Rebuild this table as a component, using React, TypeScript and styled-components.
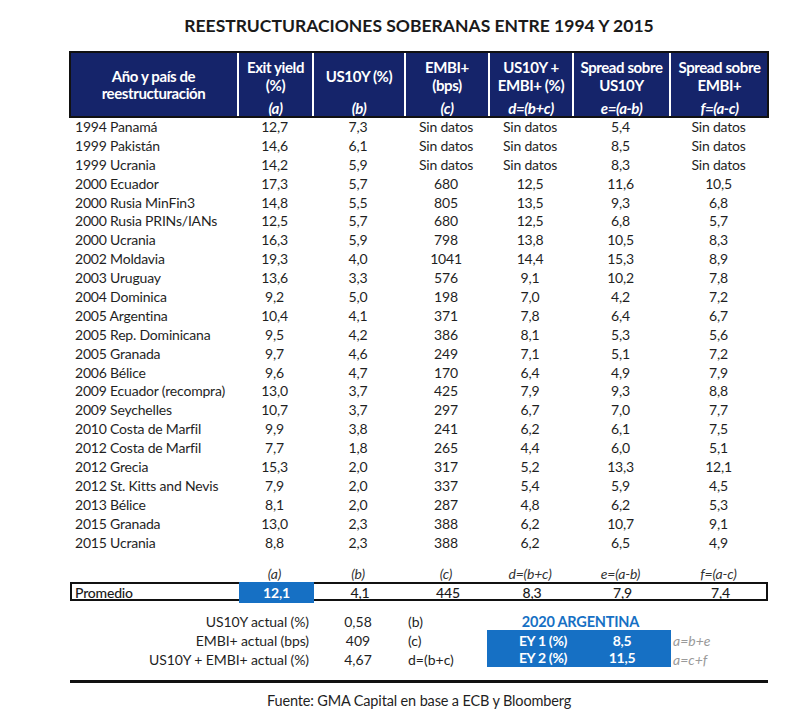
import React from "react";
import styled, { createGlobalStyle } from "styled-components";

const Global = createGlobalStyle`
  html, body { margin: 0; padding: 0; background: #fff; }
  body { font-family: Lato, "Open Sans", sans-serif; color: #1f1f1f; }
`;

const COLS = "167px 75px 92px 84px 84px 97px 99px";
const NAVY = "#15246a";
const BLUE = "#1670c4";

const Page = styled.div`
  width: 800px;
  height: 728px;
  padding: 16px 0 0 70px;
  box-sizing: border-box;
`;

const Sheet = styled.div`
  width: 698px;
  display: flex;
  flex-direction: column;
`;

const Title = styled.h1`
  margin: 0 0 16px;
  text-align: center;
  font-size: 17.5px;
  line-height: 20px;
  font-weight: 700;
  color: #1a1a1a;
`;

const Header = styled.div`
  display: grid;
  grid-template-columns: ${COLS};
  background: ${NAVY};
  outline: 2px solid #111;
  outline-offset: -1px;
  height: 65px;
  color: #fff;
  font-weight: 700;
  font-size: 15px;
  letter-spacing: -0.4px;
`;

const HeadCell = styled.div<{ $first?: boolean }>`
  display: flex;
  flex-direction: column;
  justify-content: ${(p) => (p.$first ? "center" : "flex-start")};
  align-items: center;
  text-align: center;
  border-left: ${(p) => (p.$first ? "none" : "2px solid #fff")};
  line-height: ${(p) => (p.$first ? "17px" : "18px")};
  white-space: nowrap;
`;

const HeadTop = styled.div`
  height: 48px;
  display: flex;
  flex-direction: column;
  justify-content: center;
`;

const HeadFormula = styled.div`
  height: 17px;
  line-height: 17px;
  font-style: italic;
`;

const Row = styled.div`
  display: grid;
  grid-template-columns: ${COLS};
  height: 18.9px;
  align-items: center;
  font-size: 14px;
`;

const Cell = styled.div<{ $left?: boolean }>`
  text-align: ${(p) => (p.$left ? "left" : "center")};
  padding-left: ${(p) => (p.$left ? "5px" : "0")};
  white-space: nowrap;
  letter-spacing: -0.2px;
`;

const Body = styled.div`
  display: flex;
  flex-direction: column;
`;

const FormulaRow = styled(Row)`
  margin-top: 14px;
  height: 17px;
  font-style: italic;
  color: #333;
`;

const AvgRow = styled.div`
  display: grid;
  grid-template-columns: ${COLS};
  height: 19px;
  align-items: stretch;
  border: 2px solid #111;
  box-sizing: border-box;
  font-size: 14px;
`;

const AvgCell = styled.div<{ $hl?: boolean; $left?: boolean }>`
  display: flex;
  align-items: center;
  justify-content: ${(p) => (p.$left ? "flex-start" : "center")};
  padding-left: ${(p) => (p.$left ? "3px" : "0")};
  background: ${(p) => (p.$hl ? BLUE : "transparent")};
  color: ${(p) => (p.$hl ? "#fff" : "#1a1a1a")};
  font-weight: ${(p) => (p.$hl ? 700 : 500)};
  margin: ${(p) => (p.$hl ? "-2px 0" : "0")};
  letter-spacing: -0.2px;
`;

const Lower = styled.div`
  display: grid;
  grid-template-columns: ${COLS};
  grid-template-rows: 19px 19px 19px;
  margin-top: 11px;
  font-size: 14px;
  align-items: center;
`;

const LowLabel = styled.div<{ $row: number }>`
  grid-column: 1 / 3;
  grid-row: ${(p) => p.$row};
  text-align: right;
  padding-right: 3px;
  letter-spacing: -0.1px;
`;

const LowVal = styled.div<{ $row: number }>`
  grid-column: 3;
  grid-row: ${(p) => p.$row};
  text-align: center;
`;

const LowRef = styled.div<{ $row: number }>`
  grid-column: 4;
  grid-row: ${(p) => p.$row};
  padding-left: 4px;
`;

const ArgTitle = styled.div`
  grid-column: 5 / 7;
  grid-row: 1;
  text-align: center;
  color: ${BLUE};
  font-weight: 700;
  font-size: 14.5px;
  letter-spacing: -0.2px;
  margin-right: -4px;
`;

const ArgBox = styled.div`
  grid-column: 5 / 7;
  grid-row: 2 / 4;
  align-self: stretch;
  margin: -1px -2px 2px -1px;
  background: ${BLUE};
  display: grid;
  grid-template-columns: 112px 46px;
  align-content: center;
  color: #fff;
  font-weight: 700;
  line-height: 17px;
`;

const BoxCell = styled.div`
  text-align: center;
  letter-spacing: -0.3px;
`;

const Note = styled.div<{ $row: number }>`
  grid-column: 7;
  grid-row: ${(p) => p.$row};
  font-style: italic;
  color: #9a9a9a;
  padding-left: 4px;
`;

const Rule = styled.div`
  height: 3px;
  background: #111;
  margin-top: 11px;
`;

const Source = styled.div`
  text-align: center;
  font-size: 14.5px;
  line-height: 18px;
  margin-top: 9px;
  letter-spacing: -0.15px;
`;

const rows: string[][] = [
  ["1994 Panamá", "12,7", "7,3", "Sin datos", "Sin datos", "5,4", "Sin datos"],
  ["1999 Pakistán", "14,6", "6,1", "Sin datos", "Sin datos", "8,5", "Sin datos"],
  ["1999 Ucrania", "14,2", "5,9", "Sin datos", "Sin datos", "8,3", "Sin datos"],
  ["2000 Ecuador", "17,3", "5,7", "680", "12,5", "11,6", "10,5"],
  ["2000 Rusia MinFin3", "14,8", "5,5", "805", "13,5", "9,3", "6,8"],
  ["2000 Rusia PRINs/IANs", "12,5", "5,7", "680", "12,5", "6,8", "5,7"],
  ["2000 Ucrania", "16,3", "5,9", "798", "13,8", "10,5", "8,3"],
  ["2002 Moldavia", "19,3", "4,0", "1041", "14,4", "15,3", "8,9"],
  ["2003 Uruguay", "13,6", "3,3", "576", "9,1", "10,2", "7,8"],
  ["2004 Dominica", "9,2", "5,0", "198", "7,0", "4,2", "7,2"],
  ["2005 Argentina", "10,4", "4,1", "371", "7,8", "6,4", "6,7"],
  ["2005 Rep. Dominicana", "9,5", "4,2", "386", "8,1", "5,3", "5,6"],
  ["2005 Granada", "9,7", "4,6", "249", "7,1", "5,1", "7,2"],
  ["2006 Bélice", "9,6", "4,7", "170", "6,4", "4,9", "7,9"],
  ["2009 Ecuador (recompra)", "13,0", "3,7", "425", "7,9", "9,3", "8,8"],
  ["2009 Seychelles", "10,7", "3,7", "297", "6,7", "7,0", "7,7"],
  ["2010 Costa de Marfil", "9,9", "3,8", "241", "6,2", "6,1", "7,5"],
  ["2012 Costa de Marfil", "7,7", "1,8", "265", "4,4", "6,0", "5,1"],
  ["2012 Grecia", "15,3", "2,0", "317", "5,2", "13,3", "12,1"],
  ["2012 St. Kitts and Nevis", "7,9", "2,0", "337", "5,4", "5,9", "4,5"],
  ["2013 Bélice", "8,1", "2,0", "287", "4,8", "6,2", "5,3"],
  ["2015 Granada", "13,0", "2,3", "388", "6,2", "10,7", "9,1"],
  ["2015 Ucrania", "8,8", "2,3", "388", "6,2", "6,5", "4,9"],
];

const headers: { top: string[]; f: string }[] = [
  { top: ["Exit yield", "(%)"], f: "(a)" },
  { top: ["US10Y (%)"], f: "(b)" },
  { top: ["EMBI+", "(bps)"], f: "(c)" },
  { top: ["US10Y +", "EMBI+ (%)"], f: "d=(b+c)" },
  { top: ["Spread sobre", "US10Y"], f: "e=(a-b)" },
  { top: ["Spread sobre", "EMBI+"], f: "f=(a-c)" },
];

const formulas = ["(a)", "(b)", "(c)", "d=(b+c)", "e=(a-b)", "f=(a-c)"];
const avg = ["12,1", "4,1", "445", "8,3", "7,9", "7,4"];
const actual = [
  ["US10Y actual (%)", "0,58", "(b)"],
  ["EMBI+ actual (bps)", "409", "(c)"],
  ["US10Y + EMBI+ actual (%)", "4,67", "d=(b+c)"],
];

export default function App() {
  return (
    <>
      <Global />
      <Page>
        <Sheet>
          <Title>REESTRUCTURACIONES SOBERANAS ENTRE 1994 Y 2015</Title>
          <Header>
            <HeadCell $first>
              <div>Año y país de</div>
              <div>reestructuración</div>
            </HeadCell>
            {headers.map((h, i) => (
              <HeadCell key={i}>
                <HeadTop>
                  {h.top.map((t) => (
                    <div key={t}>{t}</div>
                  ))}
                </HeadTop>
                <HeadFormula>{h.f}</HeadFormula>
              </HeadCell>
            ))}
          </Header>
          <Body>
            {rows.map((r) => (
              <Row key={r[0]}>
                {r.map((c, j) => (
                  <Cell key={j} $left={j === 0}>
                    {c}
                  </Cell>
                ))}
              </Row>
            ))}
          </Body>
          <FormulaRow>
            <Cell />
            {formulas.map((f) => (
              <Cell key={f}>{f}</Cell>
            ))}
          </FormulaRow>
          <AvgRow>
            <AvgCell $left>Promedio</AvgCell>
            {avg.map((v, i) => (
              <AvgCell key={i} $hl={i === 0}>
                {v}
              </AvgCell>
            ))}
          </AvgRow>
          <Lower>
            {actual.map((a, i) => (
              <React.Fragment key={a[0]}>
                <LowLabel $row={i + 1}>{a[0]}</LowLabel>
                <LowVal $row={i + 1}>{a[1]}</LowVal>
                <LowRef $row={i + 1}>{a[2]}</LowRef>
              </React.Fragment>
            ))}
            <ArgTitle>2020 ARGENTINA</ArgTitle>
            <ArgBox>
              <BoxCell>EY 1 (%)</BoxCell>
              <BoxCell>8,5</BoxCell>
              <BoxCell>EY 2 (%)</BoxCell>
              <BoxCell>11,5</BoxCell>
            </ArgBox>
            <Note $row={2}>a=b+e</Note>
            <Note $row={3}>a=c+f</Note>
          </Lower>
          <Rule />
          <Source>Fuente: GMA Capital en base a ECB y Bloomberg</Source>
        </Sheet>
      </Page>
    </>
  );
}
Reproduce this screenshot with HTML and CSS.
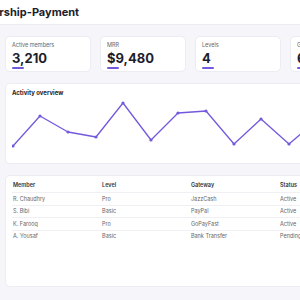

• • • •

YOUR GOAL: Pick out the lines that include the word "components" and write them out.

ANSWER TO THE TASK:
Rebuild this table as a component, using React, TypeScript and styled-components.
import styled, { createGlobalStyle } from "styled-components";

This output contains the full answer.